Three Secrets to Save Your CEO from a Heart Attack!

By on July 1, 2008   /   Leave a comment

Baxter was a fun-loving visionary who attracted all kinds of sharp and gifted people to him and his ministry. He not only made them feel like they had a unique contribution to make, but also that they would forever be his best friend!

Early on, Baxter decided to draw upon his vast number of successful business friends to fund all his organization’s needs. This allowed him to recruit impressive staff and develop exciting programs until, after about ten years, he suddenly hit “the wall.” Marathoners know full well the sinking feeling of being halfway through the race when a bomb explodes inside their body, instantly robbing them of every ounce of energy or willpower to go on. Baxter’s “wall” came in the form of a heart attack.
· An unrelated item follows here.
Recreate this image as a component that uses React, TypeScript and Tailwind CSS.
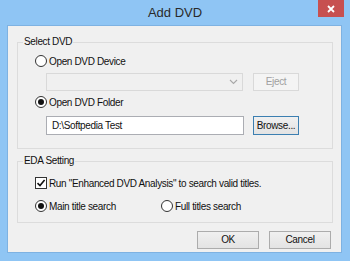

Similarly, the leaders in your ministry have a limit on how many staff they can recruit, how many “big hitters” they can cultivate, how many fires they can put out, how many plane trips, board meetings, and speaking engagements they can handle. Something’s got to give when they try to meet everyone’s expectations (including their families!) by constantly keeping an unrealistic number of balls in the air. Here are three secrets to help your leaders stay healthy:

1. Personal Support: Be a “down and outer”
All ministries choose (or fall into) either a centralized or decentralized philosophy of funding their staff. If the leader makes the (sometimes fatal!) decision to raise all the staff salaries, he or she may want to go ahead and make reservations at the local ER! But, pushing the responsibility “down and out” by requiring each staffer to raise all of his or her own support, through personal contacts, will ultimately involve many more supporters who can provide a multitude of new funding sources.

2. Program Expenses: Get big by thinking small
Break down the organization into units or teams. Help the leaders of each of those departments or regions go beyond just raising their own support – help them also embrace the responsibility of recruiting the staff and funds they need to keep their area strong and growing. There may be resistance at first if this is a new concept, but this decentralized philosophy has a way of weeding out the weak links in an organization and attracting (and developing) stronger, more visionary staff. The whole is always a sum of its parts, and ultimately the overall ministry will thrive by having an ever-broadening network of leaders who are shouldering the financial burdens.

3. Human Resource: They deserve a break today!
If the staff has taken on the load of raising their own personal support AND their program expenses, this takes some of the pressure off your CEO. You would be doing your leader (and your ministry!) a huge favor by making sure he or she has plenty of regular opportunities to get away and pray, plan, and recharge. This not only allows them time to do long-range planning and preparation, but also contributes to a strong spiritual, emotional, and yes, even physical health.